If we're talking about stuff in intergalactic filaments though - well, they make interstellar space look positively dense, anything non-luminous would be so close to absolute zero, and so far away, that it would be effectively invisible unless directly in front of something. And it would have to be in a pretty frakking dense cloud to significantly blot out a galaxy Remember that as a wave light will bend around any object in it's path, not much, but slightly (this effect is completely separate from gravitational lensing) and over intergalactic distances that's enough that the "cumulative effects" of a million individual objects each blocking one millionth of the "disc" of a distant galaxy will be far less than you would expect.

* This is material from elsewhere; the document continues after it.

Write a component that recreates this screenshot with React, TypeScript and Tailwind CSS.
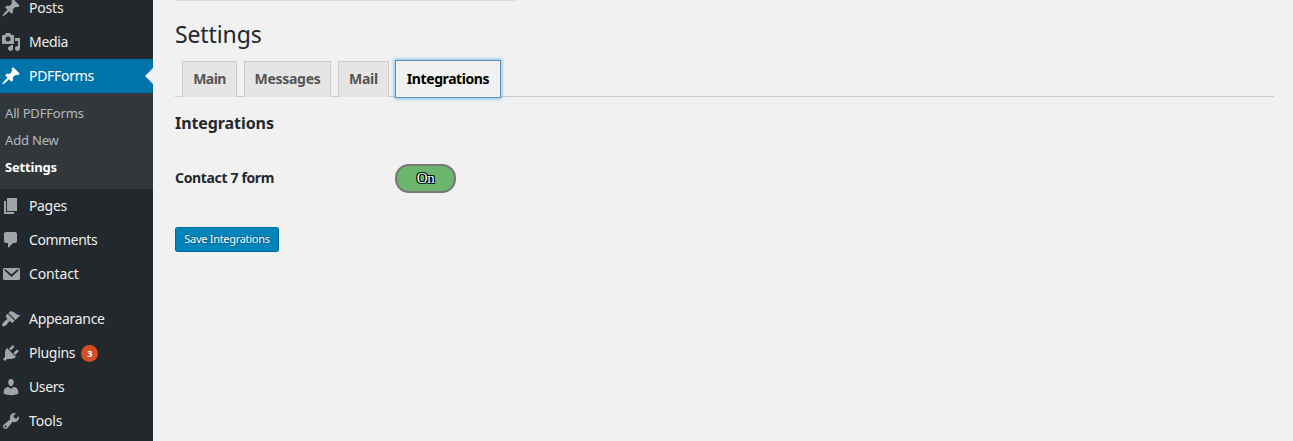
import type { ReactNode } from 'react';

const icons = {
  pin: 'M10.44 3.02l1.82-1.82 6.36 6.35-1.83 1.82c-1.05-.68-2.48-.57-3.41.36l-.75.75c-.92.93-1.04 2.35-.35 3.41l-1.83 1.82-2.41-2.41-2.8 2.79c-.42.42-3.38 2.71-3.8 2.29s1.86-3.39 2.28-3.81l2.79-2.79L4.1 9.36l1.83-1.82c1.05.69 2.48.57 3.4-.36l.75-.75c.93-.92 1.05-2.35.36-3.41z',
  media:
    'M13 11V4c0-.55-.45-1-1-1h-1.67L9 1H5L3.67 3H2c-.55 0-1 .45-1 1v7c0 .55.45 1 1 1h10c.55 0 1-.45 1-1zM7 4.5c1.38 0 2.5 1.12 2.5 2.5S8.38 9.5 7 9.5 4.5 8.38 4.5 7 5.62 4.5 7 4.5zM14 6h5v10.5c0 1.38-1.12 2.5-2.5 2.5S14 17.88 14 16.5s1.12-2.5 2.5-2.5c.17 0 .34.02.5.05V9h-3V6zm-4 8.05V13h2v3.5c0 1.38-1.12 2.5-2.5 2.5S7 17.88 7 16.5 8.12 14 9.5 14c.17 0 .34.02.5.05z',
  page: 'M6 15V2h10v13H6zm-1 1h8v2H3V5h2v11z',
  comment: 'M5 2h9c1.1 0 2 .9 2 2v7c0 1.1-.9 2-2 2h-2l-5 5v-5H5c-1.1 0-2-.9-2-2V4c0-1.1.9-2 2-2z',
  mail: 'M3.5 4h14c.83 0 1.5.67 1.5 1.5v9c0 .83-.67 1.5-1.5 1.5h-14c-.83 0-1.5-.67-1.5-1.5v-9C2 4.67 2.67 4 3.5 4zM4.3 5.3c-.7-.4-1.4.6-.8 1.2l7 6.4 7-6.4c.6-.6-.1-1.6-.8-1.2l-6.2 4.9z',
  brush:
    'M14.48 11.06L7.41 3.99l1.5-1.5c.5-.56 2.3-.47 3.51.32 1.21.8 1.43 1.28 2.91 2.1 1.18.64 2.45 1.26 4.45.85zm-.71.71L6.7 4.7 4.93 6.47c-.39.39-.39 1.02 0 1.41l1.06 1.06c.39.39.39 1.03 0 1.42-.6.6-1.43 1.11-2.21 1.69-.35.26-.7.53-1.01.84C1.43 14.23.4 16.08 1.4 17.07c.99 1 2.84-.03 4.18-1.36.31-.31.58-.66.85-1.02.57-.78 1.08-1.61 1.69-2.21.39-.39 1.02-.39 1.41 0l1.06 1.06c.39.39 1.02.39 1.41 0z',
  plug: 'M13.11 4.36L9.87 7.6 8 5.73l3.24-3.24c.35-.34 1.05-.2 1.56.32.52.51.66 1.21.31 1.55zm-8 1.77l.91-1.12 9.01 9.01-1.19.84c-.71.71-2.63 1.16-3.82 1.16H6.14L4.9 17.26c-.59.59-1.54.59-2.12 0-.59-.58-.59-1.53 0-2.12l1.24-1.24v-3.88c0-1.13.4-3.19 1.09-3.89zm7.26 3.97l3.24-3.24c.34-.35 1.04-.21 1.55.31.52.51.66 1.21.31 1.55l-3.24 3.25z',
  user: 'M10 9.25c-2.27 0-2.73-3.44-2.73-3.44C7 4.02 7.82 2 9.97 2c2.16 0 2.98 2.02 2.71 3.81 0 0-.41 3.44-2.68 3.44zm0 2.57L12.72 10c2.39 0 4.52 2.33 4.52 4.53v2.49s-3.65 1.13-7.24 1.13c-3.65 0-7.24-1.13-7.24-1.13v-2.49c0-2.25 1.94-4.48 4.47-4.48z',
  wrench:
    'M16.68 9.77c-1.34 1.34-3.3 1.67-4.95.99l-5.41 6.52c-.99.99-2.59.99-3.58 0s-.99-2.59 0-3.57l6.52-5.42c-.68-1.65-.35-3.61.99-4.95 1.28-1.28 3.12-1.62 4.72-1.06l-2.89 2.89 2.82 2.82 2.86-2.87c.53 1.58.18 3.39-1.08 4.65zM3.81 16.21c.4.39 1.04.39 1.43 0 .4-.4.4-1.04 0-1.43-.39-.4-1.03-.4-1.43 0-.39.39-.39 1.03 0 1.43z',
};

type ItemProps = {
  icon: keyof typeof icons;
  label: string;
  spacing?: string;
  active?: boolean;
  children?: ReactNode;
};

function MenuItem({ icon, label, spacing = '', active = false, children }: ItemProps) {
  return (
    <a
      className={`relative flex h-[34px] shrink-0 items-center pl-px text-[14px] leading-[14px] ${
        active ? 'bg-[#0073aa] text-white' : 'text-[#eeeeee]'
      }`}
    >
      <svg
        viewBox="0 0 20 20"
        className={`size-5 shrink-0 ${active ? 'text-white' : 'text-[#a0a5aa]'}`}
        fill="currentColor"
        fillRule="evenodd"
      >
        <path d={icons[icon]} />
      </svg>
      <span className={`ml-2 whitespace-nowrap ${spacing}`}>{label}</span>
      {children}
      {active && (
        <span className="absolute top-[9px] right-0 border-y-8 border-r-8 border-y-transparent border-r-[#f1f1f1]" />
      )}
    </a>
  );
}

function Tab({ label, className }: { label: string; className: string }) {
  return (
    <a
      className={`flex h-9 items-center justify-center border border-b-0 border-[#cccccc] bg-[#e5e5e5] pb-0.5 text-[14px] font-bold text-[#555555] ${className}`}
    >
      {label}
    </a>
  );
}

export default function App() {
  return (
    <div className="flex h-[441px] w-full overflow-hidden bg-[#f1f1f1] font-['Noto_Sans',sans-serif] text-[#23282d]">
      <aside className="w-[153px] shrink-0 overflow-hidden bg-[#23282d]">
        <nav className="-mt-[9px] flex flex-col">
          <MenuItem icon="pin" label="Posts" spacing="tracking-[-0.2px]" />
          <MenuItem icon="media" label="Media" spacing="tracking-[-0.3px]" />
          <MenuItem icon="pin" label="PDFForms" spacing="tracking-[-0.3px]" active />
          <div className="flex h-24 flex-col bg-[#32373c] pt-[7px] pl-[5px] text-[13px] leading-[27px] tracking-[-0.18px] text-[#b4b9be]">
            <a>All PDFForms</a>
            <a>Add New</a>
            <a className="font-bold text-white">Settings</a>
          </div>
          <MenuItem icon="page" label="Pages" spacing="tracking-[-0.35px]" />
          <MenuItem icon="comment" label="Comments" spacing="tracking-[-0.45px]" />
          <MenuItem icon="mail" label="Contact" spacing="tracking-[-0.15px]" />
          <div className="h-[11px]" />
          <MenuItem icon="brush" label="Appearance" spacing="tracking-[-0.28px]" />
          <MenuItem icon="plug" label="Plugins" spacing="tracking-[-0.3px]">
            <span className="ml-[6px] flex size-[17px] items-center justify-center rounded-full bg-[#d54e21] text-[9px] leading-none font-bold text-white">
              3
            </span>
          </MenuItem>
          <MenuItem icon="user" label="Users" spacing="tracking-[-0.4px]" />
          <MenuItem icon="wrench" label="Tools" spacing="tracking-[-0.15px]" />
        </nav>
      </aside>

      <main className="flex min-w-0 flex-1 flex-col items-start pr-[19px] pl-[22px]">
        <div className="h-px w-[340px] bg-[#dcdcdc]" />
        <h1 className="mt-[18px] text-[23px] leading-[30px] font-normal tracking-[-0.12px]">Settings</h1>
        <div className="mt-[11px] flex h-[37px] w-full items-start border-b border-[#cccccc] pt-px pl-[7px]">
          <Tab label="Main" className="w-[55px] tracking-[-0.6px]" />
          <Tab label="Messages" className="ml-[7px] w-[87px] tracking-[-0.3px]" />
          <Tab label="Mail" className="ml-[7px] w-[51px] tracking-[-0.2px]" />
          <a className="ml-[6px] flex h-[38px] w-[106px] -translate-y-px items-center justify-center border border-[#5f8fb8] bg-[#f1f1f1] pb-0.5 text-[14px] font-bold tracking-[-0.42px] text-black shadow-[0_0_3px_1px_rgba(91,180,240,0.75)]">
            Integrations
          </a>
        </div>
        <h2 className="mt-[14px] text-[16px] leading-6 font-bold tracking-[-0.08px]">Integrations</h2>
        <div className="mt-[29px] flex h-[29px] items-center">
          <span className="w-[220px] pb-0.5 text-[14px] font-bold tracking-[-0.35px]">Contact 7 form</span>
          <span className="flex h-[29px] w-[61px] items-center justify-center rounded-[14px] border-2 border-[#777777] bg-[#6cb56f] font-['Liberation_Serif',serif] text-[15px] leading-none tracking-[-0.5px] text-white [text-shadow:-1px_-1px_0_#000,1px_-1px_0_#000,-1px_1px_0_#000,1px_1px_0_#000]">
            On
          </span>
        </div>
        <button className="mt-[34px] flex h-[25px] w-[104px] items-center justify-center rounded-[3px] border border-[#006799] border-t-[#0073aa] bg-[#0085ba] text-[11px] tracking-[-0.3px] text-white [text-shadow:0_-1px_1px_#006799,1px_0_1px_#006799,0_1px_1px_#006799,-1px_0_1px_#006799]">
          Save Integrations
        </button>
      </main>
    </div>
  );
}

As for galactic rotation and WMAP - there is correlation there, I'll give you that, and when two independent measures give you similar results you should probably sit up and take notice. However, when something like the general-relativity explanation for galactic rotation speeds comes along and says - "Hey, you know that really weird behavior we couldn't explain that made us come up with a really bizarre theory to explain? Well we finally have the computational power to run the analysis using the currently accepted theory of gravity instead of the much simpler but known-flawed centuries old model, and everything works out pretty close to what we actually see." Well, that should make you take notice as well. In fact that should make you sit back and take a long hard look at all your "cosmological gravity weirdness", because most of that happens on a scale where galactic distances look positively local, so you'd expect the discrepancy between instantaneous Newtonian gravity and GR gravity to be even larger.
Astronomy is a somewhat shaky field - all theories are fundamentally untestable - all you can do is look out at the universe and try to find phenomena that seem to support or counter theory, but in doing so you're making numerous assumptions about what exactly you're looking at to begin with, and assuming it behaves in a manner consistent with other widely accepted but still fundamentally untestable theories. Now that technique is surprisingly effective, but it is vulnerable to flaws in analysis, especially when much analysis is based on something that is known to be inaccurate (Newtonian gravity) because the alternative is too computationally expensive to use.
--- Most topics have many sides worth arguing, allow me to take one opposite you.
It's estimated that there are 5 times as many dark posts as regular productive ones.